Fair Work Commission acknowledges workplace laws too complex

LawyersComments from a senior member of the Fair Work Commission (FWC) that Australia’s workplace laws are complex and too often require specialist legal advice, show the system must be simplified, according to resource industry employer group, AMMA.

While hearing an unfair dismissal case this month, FWC Deputy President Peter Sams recognised the increasing involvement of legal practitioners is often necessary for workplace hearings.

“DP Sams is right that the presence of lawyers is increasingly required in our very legalistic workplace system. However, this benefits no one but the legal fraternity,” says Steve Knott, chief executive of  the AMMA.

“The question should not be ‘does our system rely on the use of lawyers’, but rather ‘should it rely on the use of lawyers?

“From the early 1990’s Australia was supposed to be deregulating and decentralising its workplace relations laws to improve usability of the system and better support employment.

“In 2007, Julia Gillard, said a fairer system meant ‘in most cases lawyers will not be necessary’ and acknowledged that small business owners often do not have the time or expertise to comply with legal uncertainties.

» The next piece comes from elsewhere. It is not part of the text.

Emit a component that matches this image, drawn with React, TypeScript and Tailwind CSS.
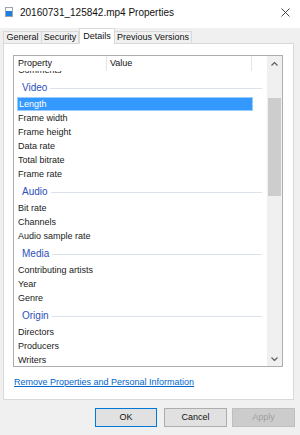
import React from 'react';

type Row = { kind: 'item' | 'group'; label: string; selected?: boolean };

const rows: Row[] = [
    { kind: 'item', label: 'Comments' },
    { kind: 'group', label: 'Video' },
    { kind: 'item', label: 'Length', selected: true },
    { kind: 'item', label: 'Frame width' },
    { kind: 'item', label: 'Frame height' },
    { kind: 'item', label: 'Data rate' },
    { kind: 'item', label: 'Total bitrate' },
    { kind: 'item', label: 'Frame rate' },
    { kind: 'group', label: 'Audio' },
    { kind: 'item', label: 'Bit rate' },
    { kind: 'item', label: 'Channels' },
    { kind: 'item', label: 'Audio sample rate' },
    { kind: 'group', label: 'Media' },
    { kind: 'item', label: 'Contributing artists' },
    { kind: 'item', label: 'Year' },
    { kind: 'item', label: 'Genre' },
    { kind: 'group', label: 'Origin' },
    { kind: 'item', label: 'Directors' },
    { kind: 'item', label: 'Producers' },
    { kind: 'item', label: 'Writers' },
];

const tabs = [
    { label: 'General', w: 'w-[39px]' },
    { label: 'Security', w: 'w-[38px]' },
    { label: 'Details', w: 'w-[36px]', active: true },
    { label: 'Previous Versions', w: 'w-[78px]' },
];

const FileIcon = () => (
    <svg width="8" height="10" viewBox="0 0 8 10" className="shrink-0">
        <rect x="0.5" y="0.5" width="7" height="9" fill="#ffffff" stroke="#9aa4b0" />
        <rect x="1" y="4" width="6" height="5" fill="#1f7fe0" />
    </svg>
);

const Chevron = ({ down }: { down?: boolean }) => (
    <svg width="7" height="4" viewBox="0 0 7 4">
        <path d={down ? 'M0.5 0.5 L3.5 3.5 L6.5 0.5' : 'M0.5 3.5 L3.5 0.5 L6.5 3.5'} fill="none" stroke="#606060" strokeWidth="1.2" />
    </svg>
);

const ListRow: React.FC<{ row: Row }> = ({ row }) => {
    if (row.kind === 'group') {
        return (
            <div className="h-[20px] flex items-end pb-[2px] pl-[8px] w-[248px]">
                <span className="text-[10px] leading-[14px] text-[#2d4fb8]">{row.label}</span>
                <div className="flex-1 ml-[3px] mb-[6px] h-px bg-[#dbe2ee]" />
            </div>
        );
    }
    return (
        <div
            className={`h-[14px] ml-[3px] w-[236px] pl-[1px] flex items-center text-[9px] leading-[14px] ${
                row.selected ? 'bg-[#3399ff] text-white border border-[#99ccff] pl-0' : 'text-[#1a1a1a]'
            }`}
        >
            {row.label}
        </div>
    );
};

export default function App() {
    return (
        <div className="w-[300px] h-[435px] bg-[#f0f0f0] flex flex-col overflow-hidden" style={{ fontFamily: '"Liberation Sans", Arial, sans-serif' }}>
            {/* title bar */}
            <div className="h-[28px] bg-white flex items-center pl-[5px] pr-[10px] pb-[4px]">
                <FileIcon />
                <span className="ml-[7px] text-[10px] text-[#111] flex-1">20160731_125842.mp4 Properties</span>
                <svg width="9" height="9" viewBox="0 0 9 9">
                    <path d="M0.5 0.5 L8.5 8.5 M8.5 0.5 L0.5 8.5" stroke="#333" strokeWidth="0.9" />
                </svg>
            </div>

            {/* tabs */}
            <div className="h-[15px] flex items-end pl-[3px]">
                {tabs.map((t) =>
                    t.active ? (
                        <div
                            key={t.label}
                            className={`${t.w} h-[16px] relative z-10 -mb-px bg-white border border-b-0 border-[#d9d9d9] flex items-center justify-center text-[9px] text-[#111]`}
                        >
                            {t.label}
                        </div>
                    ) : (
                        <div
                            key={t.label}
                            className={`${t.w} h-[12px] border border-b-0 border-[#d9d9d9] -ml-px first:ml-0 flex items-center justify-center text-[9px] text-[#111]`}
                        >
                            {t.label}
                        </div>
                    )
                )}
            </div>

            {/* panel */}
            <div className="ml-[3px] w-[291px] h-[357px] bg-white border border-[#d9d9d9] pl-[9px] pt-[11px] flex flex-col">
                <div className="w-[270px] h-[312px] border border-[#adadad] flex">
                    <div className="flex-1 flex flex-col overflow-hidden">
                        <div className="h-[15px] flex text-[9px] text-[#111] shrink-0 relative z-10 bg-white">
                            <div className="w-[93px] pl-[4px] flex items-center border-r border-[#e5e5e5]">Property</div>
                            <div className="w-[145px] pl-[3px] flex items-center border-r border-[#e5e5e5]">Value</div>
                        </div>
                        <div className="flex-1 overflow-hidden">
                            <div className="-mt-[8px] flex flex-col">
                                {rows.map((r) => (
                                    <ListRow key={r.label} row={r} />
                                ))}
                            </div>
                        </div>
                    </div>
                    {/* scrollbar */}
                    <div className="w-[15px] bg-[#f0f0f0] flex flex-col">
                        <div className="h-[15px] flex items-center justify-center">
                            <Chevron />
                        </div>
                        <div className="h-[27px]" />
                        <div className="h-[98px] bg-[#cdcdcd] mx-px" />
                        <div className="flex-1" />
                        <div className="h-[15px] flex items-center justify-center">
                            <Chevron down />
                        </div>
                    </div>
                </div>
                <div className="mt-[9px] pl-px text-[9px] text-[#0066cc] underline">Remove Properties and Personal Information</div>
            </div>

            {/* buttons */}
            <div className="mt-[8px] flex justify-end pr-[5px]">
                <button className="w-[62px] h-[19px] bg-[#e1e1e1] border border-[#0078d7] text-[9px] text-[#111]">OK</button>
                <button className="ml-[7px] w-[63px] h-[19px] bg-[#e1e1e1] border border-[#adadad] text-[9px] text-[#111]">Cancel</button>
                <button className="ml-[5px] w-[63px] h-[19px] bg-[#cccccc] border border-[#bfbfbf] text-[9px] text-[#a0a0a0]">Apply</button>
            </div>
        </div>
    );
}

“However, changes under both parties have seen an increasing risk of litigation and complexity to the point where lawyers are more involved than ever before.

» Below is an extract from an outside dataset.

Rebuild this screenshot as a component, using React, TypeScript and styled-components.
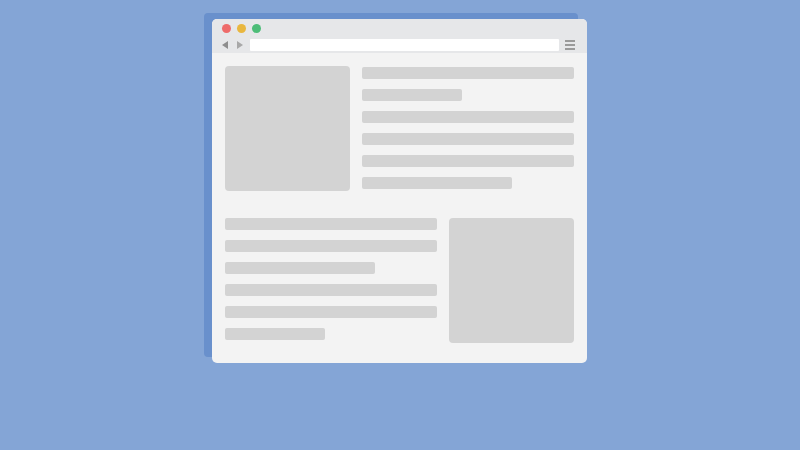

“In 1996, AMMA had only one in-house lawyer to complement our team of resource industry IR practitioners. Today, we have over a dozen employment lawyers and a specialist legal division.”

Mr Knott notes that in 1904, Australia’s workplace relations act was 21 pages long and today, the Fair Work Act contains 2,250 pages.

“For every page of legislation in 1904 there are now more than 100 pages,” he says.

“The increased scope for individual litigation has imposed huge costs on employers forced to defend matters that in many instances should have never made it to the Commission.

“We have seen an employer forced into lengthy proceedings to sack an employee who was captured on CCTV kicking a colleague in the head. Another employer was found to have been unduly harsh to sack a ferry master who crashed his vessel and then failed a drug test.

“No employer or employee should have to hire four law firms and wait three years to get a definitive answer on their workplace rights.

“When the Productivity Commission starts its review of Australia’s workplace laws, AMMA will strongly advocate for a lower cost, simplified and more accessible system that better supports productive Australian enterprise as well as protects people in work.”